Tout d’abord, le paiement sans friction (frictionless) se généralise via les applications mobiles et l’enregistrement des données cartes dans le profil utilisateur. Le nouveau paradigme du commerce s’applique aussi au transport, en particulier des VTC : le client consomme et le paiement se fait en arrière-plan, de façon asynchrone. Ici, le moyen de paiement reste classique, mais avec un déclenchement initié par le marchand plutôt que par le porteur de la carte. L’évolution en cours provient de la désintermédiation des acteurs traditionnels du paiement par des opérateurs internationaux de services (tel que Uber) dont les volumes très importants de paiements sont pour eux une incitation à reprendre en main les flux financiers en mettant en place leur propre établissement de paiement (dans une trajectoire similaire à celle de la grande distribution).

D’un autre côté, des évolutions spécifiques de l’usage de la carte sans contact font leurs apparitions autour des moyens de paiement les plus dynamiques en innovation et adaptation aux besoins. Le plus représentatif est l’open payment. Dans ce cas, le titre de transport est remplacé par la carte bancaire sans contact, avec un calcul a posteriori du prix à appliquer, voire en intégrant une optimisation tarifaire au bénéfice de l’usager. Notons que la carte peut être « virtualisée » dans un wallet mobile de type Apple Pay ou équivalent. Véritable convergence de la billettique et de la monétique dans les transports urbains, l’open payment devrait se généraliser dans les villes d’Europe et des autres pays développés, boosté par le soutien des réseaux internationaux de cartes et l’adaptation des règles domestiques. Ainsi, on a pu constater au Royaume-Uni la négociation de spécificités entre UKCA et les schemes internationaux, en particulier sur les montants des préautorisations suivant le type et l’origine des cartes, ainsi que sur la garantie de paiement. En France, les règles domestiques sont définies au sein du groupement CB. Dans ce contexte, le moyen de paiement évolue avec ses règles d’usage adaptées au cas du transport public. En parallèle arrive l’Account Based Ticketing (ABT), une billettique centralisée (comme l’open payment) basée sur des comptes utilisateurs et des identifiants variés comme les codes 2D. Alors que l’open payment est un ATB initialement anonyme et basé sur la carte bancaire sans contact, les post-paiements de l’ABT sont susceptibles de se déboucler sur le prélèvement, le paiement sur facture, la carte bancaire en paiement récurrent (initié par l’opérateur de transport, sans garantie de paiement), l’ABT supportant aussi le prépaiement. Les moyens de paiements traditionnels, mais aussi les paiements par mobile présentant une carte dématérialisée d’un scheme monétique reconnu, sont utilisés par la nouvelle billettique.
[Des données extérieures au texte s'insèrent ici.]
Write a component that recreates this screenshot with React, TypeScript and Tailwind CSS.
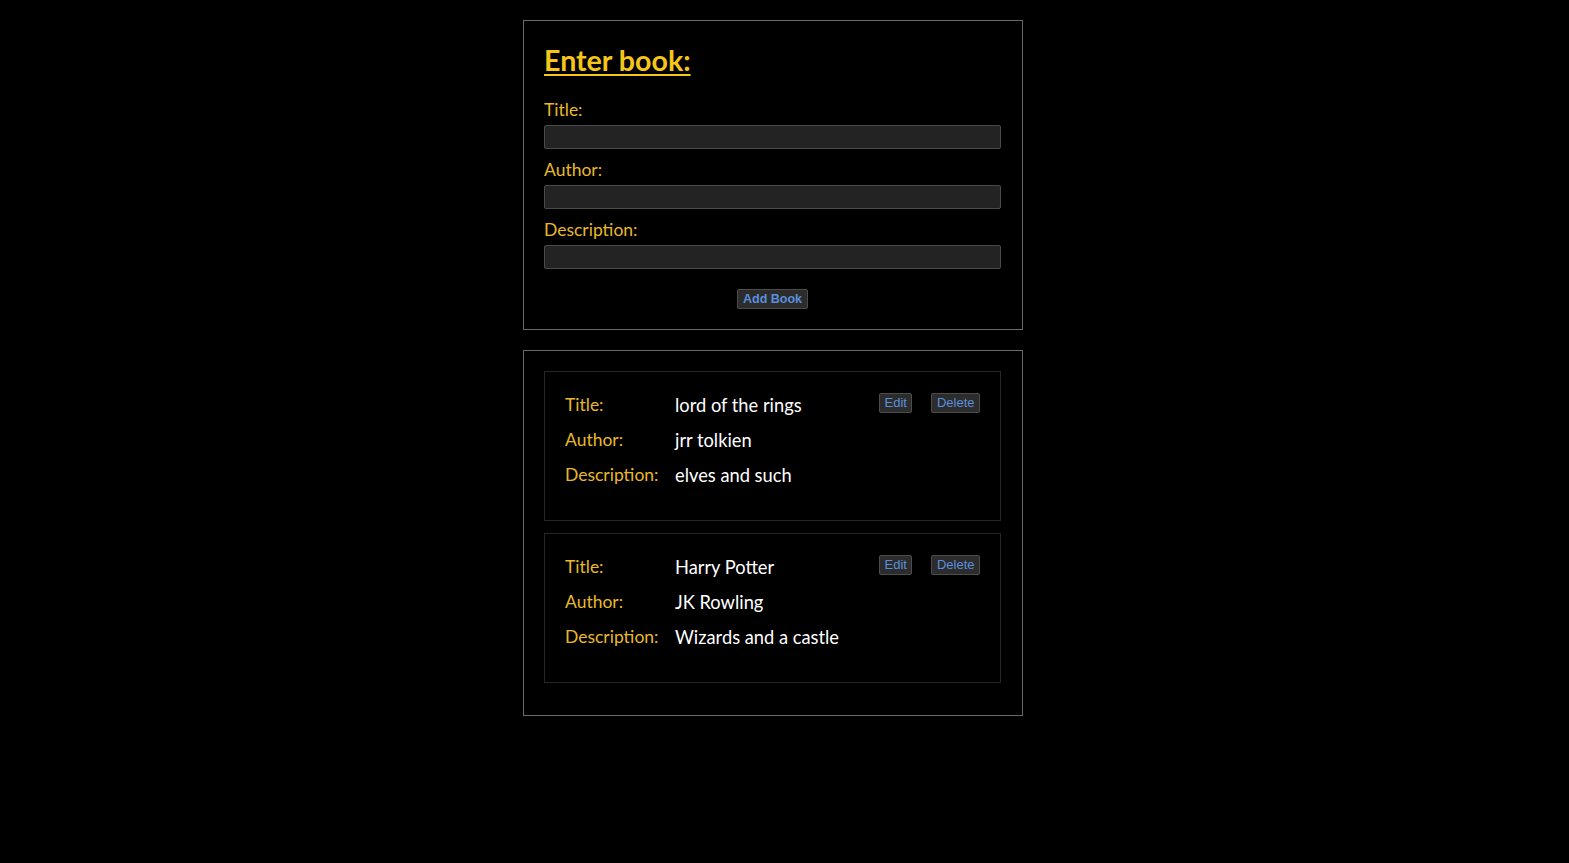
const books = [
  { title: 'lord of the rings', author: 'jrr tolkien', description: 'elves and such' },
  { title: 'Harry Potter', author: 'JK Rowling', description: 'Wizards and a castle' },
];

const Field = ({ label }: { label: string }) => (
  <div className="flex flex-col">
    <label className="h-[24px] leading-[26px] text-[17.5px] text-[#e8b92a]">{label}</label>
    <input className="mt-[4px] h-[24px] w-full rounded-[2px] border border-[#4a4a4a] bg-[#232323] px-2 text-white outline-none" />
  </div>
);

const Btn = ({ children, bold }: { children: string; bold?: boolean }) => (
  <button
    className={`h-[20px] rounded-[2px] border border-[#4c4c4c] bg-[#2c2c2c] leading-[18px] text-[#5b8fdc] ${bold ? 'px-[5px] font-bold text-[12.5px]' : 'px-[4.5px] text-[13px]'}`}
    style={{ fontFamily: '"Liberation Sans", Arial, sans-serif' }}
  >
    {children}
  </button>
);

export default function App() {
  return (
    <div className="min-h-screen bg-black pt-[20px] pb-10" style={{ fontFamily: 'Lato, "Open Sans", sans-serif' }}>
      <div className="ml-[523px] w-[500px]">
        {/* Form */}
        <div className="border border-[#6a6a6a] pl-[20px] pr-[21px] pt-[23px] pb-[20px]">
          <h1 className="h-[32px] text-[28.6px] font-bold leading-[32px] text-[#f5c518] underline decoration-2 underline-offset-[3px]">
            Enter book:
          </h1>
          <div className="mt-[21px] flex flex-col gap-[8px]">
            <Field label="Title:" />
            <Field label="Author:" />
            <Field label="Description:" />
          </div>
          <div className="mt-[20px] flex justify-center">
            <Btn bold>Add Book</Btn>
          </div>
        </div>

        {/* List */}
        <div className="mt-[20px] flex flex-col gap-[12px] border border-[#6a6a6a] pl-[20px] pr-[21px] pt-[20px] pb-[32px]">
          {books.map((b) => (
            <div key={b.title} className="border border-[#262626] pl-[20px] pr-[20px] pt-[16px] pb-[27px]">
              <div className="flex h-[35px] items-center">
                <span className="w-[110px] text-[17.5px] text-[#e8b92a]">Title:</span>
                <span className="flex-1 text-[18.3px] text-white">{b.title}</span>
                <div className="flex gap-[19px] self-start pt-[5px]">
                  <Btn>Edit</Btn>
                  <Btn>Delete</Btn>
                </div>
              </div>
              <div className="flex h-[35px] items-center">
                <span className="w-[110px] text-[17.5px] text-[#e8b92a]">Author:</span>
                <span className="text-[18.3px] text-white">{b.author}</span>
              </div>
              <div className="flex h-[35px] items-center">
                <span className="w-[110px] text-[17.5px] text-[#e8b92a]">Description:</span>
                <span className="text-[18.3px] text-white">{b.description}</span>
              </div>
            </div>
          ))}
        </div>
      </div>
    </div>
  );
}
Les nouveaux moyens de paiement ne sont pas en reste. Ainsi, le paiement instantané devrait prendre sa place dans les transports, en particulier aériens, par exemple pour traiter les indemnisations. Dans ce cas d’usage, le paiement instantané offre l’immédiateté indispensable aux clients bloqués à la suite d'incidents ou de grèves et permet de verser une somme forfaitaire utilisable tout de suite, pour couvrir les frais connexes (hôtel et restaurant lorsque le passager est bloqué dans un aéroport ou une gare).

L’évolution du transport vers le multimodal

Les usages actuels évoluent vers MaaS (Mobility as a Service) et la recherche de services de transport de bout en bout mixant les moyens de transport pour qu’ils soient adaptés aux besoins ad hoc des trajets successifs, dans une approche multimodale. Des opérateurs de transport se positionnent pour proposer une offre globale intégrant le paiement susceptible de prendre en compte l’ensemble des modes de transport, par exemple le partage de voiture, le bus longue distance, le train régional, le métro et le vélo à l’arrivée. Cela n’est pas sans poser la question de l’hétérogénéité des supports des titres de transport et des moyens de paiement afférents. Du point de vue du paiement, la vente combinée de moyens de transport n’est pas sans rappeler l’agence de voyages ou encore la marketplace, avec son encaissement pour compte de tiers régulé différemment suivant le statut du vendeur.

 

La diversité des cas et les fortes spécificités de certaines formes de paiement des transports imposent des règles d’usage de la carte bancaire adaptées aux conditions et contraintes afférentes. Les autres moyens de paiement sont utilisés de façon plutôt classique, dans un contexte toujours plus digital et mobile.

Enfin, les nouveaux moyens de paiement sont perçus comme des opportunités pour mieux répondre à des besoins particuliers, auxquels les moyens de paiements historiques ne sont pas bien adaptés. Par ailleurs, l’encaissement pour compte de tiers arrive dans les transports après s’être généralisé dans la vente en ligne, en particulier pour proposer une offre de bout en bout et son règlement afférent, alors que différents opérateurs de transport délivrent chacun un tronçon du trajet global.